Oh, there's just so many, right? I really love hearing about all the social enterprises and the variety and you know, just things as simple as like let's say BrewGooder. It's like drink beer, give water or something is their tagline. It's just like, yeah, let's just all drink beer because we liked drinking beer, but at the same time we can do something good. Imagine if everything you bought was from a social enterprise, because it really can be. It can be the stuff, you know, when you're getting posters printed or business cards. It can be the coffee, the chocolate, the chutney, vanity bags, the handbags, whatever, shoes, right? It's just across every sector. The only gap really is maybe the venture capital money to put us on a level playing field with some of the for profits, ‘for profit in someone's pocket’ brands. And that's where it's really different and we need that extra helping hand from a sort of brand awareness perspective for people just to know we exist. If we can keep making those inroads, then I'm sure more and more brands are going to make it to being the sort of favourites in everyone's house.
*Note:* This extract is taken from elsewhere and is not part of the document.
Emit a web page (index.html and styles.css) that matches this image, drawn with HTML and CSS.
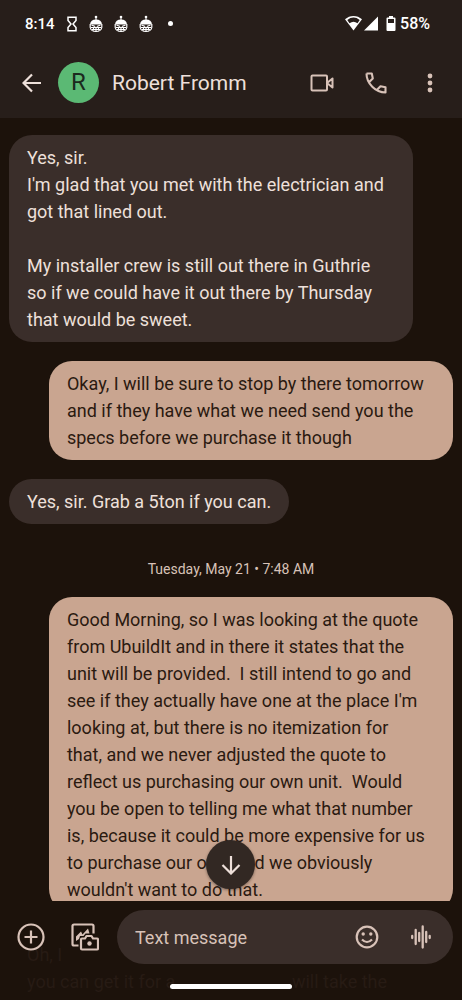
FILE: index.html
```html
<!DOCTYPE html>
<html lang="en">
<head>
<meta charset="utf-8">
<meta name="viewport" content="width=device-width, initial-scale=1">
<title>Robert Fromm</title>
<link rel="stylesheet" href="styles.css">
</head>
<body>
<div class="screen">
  <header class="top">
    <div class="status">
      <span class="clock">8:14</span>
      <svg class="glass" width="10" height="16" viewBox="0 0 10 16" fill="none" stroke="currentColor" stroke-width="1.5"><path d="M1 1.200h8v3.300L6 8l3 3.500v3.300H1v-3.300L4 8 1 4.500z"/></svg>
      <svg class="bot" width="14" height="18" viewBox="0 0 14 18"><use href="#bot"/></svg>
      <svg class="bot" width="14" height="18" viewBox="0 0 14 18"><use href="#bot"/></svg>
      <svg class="bot" width="14" height="18" viewBox="0 0 14 18"><use href="#bot"/></svg>
      <span class="more-dot"></span>
      <span class="signals">
        <svg width="17" height="15" viewBox="0 0 17 15"><path fill="currentColor" d="M8.500 0C5.300 0 2.400 1.200 0 3.300L8.500 14.500 17 3.300C14.600 1.200 11.700 0 8.500 0z"/><path fill="#271e1a" d="M2.300 4Q8.500-.8 14.700 4L12.500 7.200Q8.500 4.200 4.500 7.200z"/></svg>
        <svg width="14" height="15" viewBox="0 0 14 15"><path fill="currentColor" d="M14 .5v14H0z"/></svg>
        <svg class="battery" width="10" height="15" viewBox="0 0 10 15"><path fill="currentColor" fill-rule="evenodd" d="M3 0h4v1.500h1.500Q9.500 1.500 9.500 2.500V14q0 1-1 1h-7q-1 0-1-1V2.500q0-1 1-1H3zM2 3v4h6V3z"/></svg>
        <span class="percent">58%</span>
      </span>
    </div>
    <div class="appbar">
      <button class="icon back" aria-label="Back"><svg width="20" height="20" viewBox="0 0 20 20" fill="none" stroke="currentColor" stroke-width="2.200"><path d="M19 10H2.500M10 1.500 1.500 10 10 18.500"/></svg></button>
      <span class="avatar">R</span>
      <h1 class="name">Robert Fromm</h1>
      <div class="actions">
        <button class="icon" aria-label="Video call"><svg width="24" height="18" viewBox="0 0 24 18" fill="none" stroke="currentColor" stroke-width="2" stroke-linejoin="round"><rect x="1.500" y="1.500" width="15.500" height="15" rx="1"/><path d="m17 9 5.500-4.500v9z"/></svg></button>
        <button class="icon" aria-label="Call"><svg width="22" height="22" viewBox="0 0 22 22" fill="none" stroke="currentColor" stroke-width="2.100" stroke-linejoin="round"><path d="M1.500 1.500H6.800l1 5-3.300 3.200M1.500 1.500C1.500 11.500 10.500 20.500 20.500 20.500v-5.300l-5-1-3.200 3.300"/></svg></button>
        <button class="icon" aria-label="More options"><svg width="6" height="20" viewBox="0 0 6 20" fill="currentColor"><circle cx="3" cy="3" r="2.400"/><circle cx="3" cy="10" r="2.400"/><circle cx="3" cy="17" r="2.400"/></svg></button>
      </div>
    </div>
  </header>
  <main class="thread">
    <p class="bubble in wide">Yes, sir.<br>I'm glad that you met with the electrician and<br>got that lined out.<br><br>My installer crew is still out there in Guthrie<br>so if we could have it out there by Thursday<br>that would be sweet.</p>
    <p class="bubble out wide">Okay, I will be sure to stop by there tomorrow<br>and if they have what we need send you the<br>specs before we purchase it though</p>
    <p class="bubble in">Yes, sir. Grab a 5ton if you can.</p>
    <time class="stamp">Tuesday, May 21 • 7:48 AM</time>
    <p class="bubble out wide">Good Morning, so I was looking at the quote<br>from UbuildIt and in there it states that the<br>unit will be provided.&nbsp; I still intend to go and<br>see if they actually have one at the place I'm<br>looking at, but there is no itemization for<br>that, and we never adjusted the quote to<br>reflect us purchasing our own unit.&nbsp; Would<br>you be open to telling me what that number<br>is, because it could be more expensive for us<br>to purchase our own and we obviously<br>wouldn't want to do that.</p>
  </main>
  <footer class="bottom">
    <div class="faded">
      <span>Oh, I</span><span></span>
      <span>you can get it for a</span><span>will take the</span>
    </div>
    <button class="jump" aria-label="Scroll to latest"><svg width="20" height="20" viewBox="0 0 20 20" fill="none" stroke="currentColor" stroke-width="2.200"><path d="M10 1v16.500M1.500 10l8.500 8.500 8.500-8.500"/></svg></button>
    <form class="composer">
      <button type="button" class="icon" aria-label="Add"><svg width="28" height="28" viewBox="0 0 28 28" fill="none" stroke="currentColor" stroke-width="2.200"><circle cx="14" cy="14" r="12.500"/><path d="M14 7.500v13M7.500 14h13"/></svg></button>
      <button type="button" class="icon" aria-label="Gallery"><svg width="28" height="28" viewBox="0 0 28 28" fill="none" stroke="currentColor" stroke-width="2.200" stroke-linejoin="round"><path d="M22.500 10.500V3q0-1.500-1.500-1.500H3Q1.500 1.500 1.500 3v18q0 1.500 1.500 1.500h4.500"/><path fill="currentColor" stroke="none" d="M5 18v-4.500l5-5 1.500 3L17 5.500l1.500 5h-4L12.500 13H9l-1 3z"/><path d="M11 15.500h3l1.500-2.500h5l1.500 2.500h4q1 0 1 1v9q0 1-1 1H11q-1 0-1-1v-9q0-1 1-1z"/><circle cx="18.500" cy="20.500" r="2.200" fill="currentColor" stroke="none"/></svg></button>
      <div class="field">
        <input class="text" type="text" placeholder="Text message" aria-label="Text message">
        <button type="button" class="icon" aria-label="Emoji"><svg width="24" height="24" viewBox="0 0 24 24" fill="none" stroke="currentColor" stroke-width="2.200"><circle cx="12" cy="12" r="10.300"/><path d="M7 14.500q5 5 10 0"/><g fill="currentColor" stroke="none"><circle cx="8.200" cy="9" r="1.700"/><circle cx="15.800" cy="9" r="1.700"/></g></svg></button>
        <button type="button" class="icon" aria-label="Voice message"><svg width="20" height="24" viewBox="0 0 20 24" fill="none" stroke="currentColor" stroke-width="2.300" stroke-linecap="round"><path d="M1.200 11v2M4.700 5v14M8.200 8v8M11.700 1.500v21M15.200 7v10M18.700 11v2"/></svg></button>
      </div>
    </form>
    <div class="handle"></div>
  </footer>
</div>
<svg width="0" height="0" class="defs"><defs><g id="bot">
  <circle cx="7" cy="2" r="1.300" fill="#fff"/><path stroke="#fff" d="M7 2v3"/>
  <path fill="#fff" d="M1 9.500Q1.500 4.500 7 4.500t6 5z"/>
  <path fill="none" stroke="#fff" stroke-width="1.200" d="M1.200 9v3.500Q2 16.500 7 16.500t5.800-4V9"/>
  <path stroke="#fff" stroke-width="1.200" d="M2.500 10 6.200 11.500M11.500 10 7.800 11.500M2 12.500h10M3 14.500h8M4.500 12.500v3M7 12.500v4M9.500 12.500v3"/>
</g></defs></svg>
</body>
</html>
```
FILE: styles.css
```css
* { box-sizing: border-box; }
body {
  margin: 0;
  background: #1c120b;
  color: #eee0da;
  font-family: Roboto, "Open Sans", sans-serif;
}
button {
  border: 0;
  padding: 0;
  background: none;
  color: inherit;
  font: inherit;
}
svg { display: block; flex: none; }
.defs { position: absolute; }
.screen {
  display: flex;
  flex-direction: column;
  height: 100vh;
  overflow: hidden;
}
.top { flex: none; background: #271e1a; }
.status {
  display: flex;
  align-items: center;
  height: 47px;
  padding: 0 32px 0 25px;
  color: #fff;
  font-size: 16px;
  font-weight: 500;
}
.clock { font-size: 15px; }
.glass { margin: 0 12px; }
.bot { margin-right: 11px; }
.more-dot {
  width: 5px;
  height: 5px;
  margin-left: 4px;
  border-radius: 50%;
  background: #fff;
}
.signals {
  display: flex;
  align-items: center;
  gap: 2px;
  margin-left: auto;
}
.battery { margin-left: 6px; }
.percent { margin-left: 2px; }
.appbar {
  display: flex;
  align-items: center;
  height: 71px;
  padding: 0 20px 0 22px;
}
.icon { flex: none; color: #d8c2b8; }
.back { color: #eee0da; }
.avatar {
  width: 41px;
  height: 41px;
  margin: 0 13px 0 16px;
  border-radius: 50%;
  background: #5bb974;
  color: #1b2a1e;
  font-size: 24px;
  line-height: 41px;
  text-align: center;
}
.name {
  margin: 0;
  font-size: 21px;
  font-weight: 400;
}
.actions {
  display: flex;
  align-items: center;
  gap: 30px;
  margin-left: auto;
}
.actions .icon {
  display: grid;
  place-items: center;
  width: 24px;
  height: 24px;
}
.thread {
  display: flex;
  flex: 1;
  flex-direction: column;
  min-height: 0;
  overflow: hidden;
  padding: 17px 9px 0;
}
.bubble {
  flex: none;
  max-width: 91%;
  margin: 0 0 19px;
  padding: 9px 18px;
  border-radius: 23px;
  font-size: 18px;
  line-height: 27px;
}
.wide { width: 91%; }
.in { align-self: flex-start; background: #3a2e2a; }
.out { align-self: flex-end; background: #c9a590; color: #2b1a10; }
.stamp {
  flex: none;
  margin: 16px 0 18px;
  color: #d8c2b8;
  font-size: 14px;
  line-height: 20px;
  text-align: center;
}
.bottom {
  position: relative;
  flex: none;
  padding: 9px 9px 11px;
}
.faded {
  position: absolute;
  inset: auto 75px 5px 27px;
  display: grid;
  grid-template-columns: 1fr auto;
  color: #271b14;
  font-size: 18px;
  line-height: 27px;
}
.jump {
  position: absolute;
  bottom: 111px;
  left: 50%;
  display: grid;
  place-items: center;
  width: 49px;
  height: 49px;
  margin-left: -25px;
  border-radius: 50%;
  background: #322823;
  box-shadow: 0 1px 3px #0006;
}
.composer {
  position: relative;
  display: flex;
  align-items: center;
  gap: 26px;
  padding-left: 8px;
}
.field {
  display: flex;
  flex: 1;
  align-items: center;
  gap: 32px;
  min-width: 0;
  height: 54px;
  margin-left: -8px;
  padding: 0 22px 0 18px;
  border-radius: 27px;
  background: #3a2e2a;
}
.text {
  flex: 1;
  min-width: 0;
  padding: 0;
  border: 0;
  outline: 0;
  background: none;
  color: #eee0da;
  font: inherit;
  font-size: 18px;
}
.text::placeholder { color: #d8c2b8; opacity: 1; }
.handle {
  position: relative;
  width: 122px;
  height: 5px;
  margin: 20px auto 0;
  border-radius: 3px;
  background: #fff;
}
```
Absolutely. And to finish up, are there any books related to anything we might have chatted about today that you think our listeners should check out? [27:47]

Oh my goodness. I wish I had enough time to read books. That's so wrong because we can all make time for things. So I take that back. I've actually just come back from holiday and I forced myself to read a few books, but none of them were social enterprise related. I was having a little break. Yeah, no, I'm not one for books within social enterprise so I'm going to have to pass on that question if that's okay.

Absolutely fine. Thank you so much for your time today. I really enjoyed the chat. [28:16]

Oh, you're so welcome. It's been great from this end as well and quite a few members of the team are big, big fans of Impact Boom so I think that eagerly awaiting this podcast to coming out and checking in on lots of the other ones. It's been a pleasure talking to you today Rachel.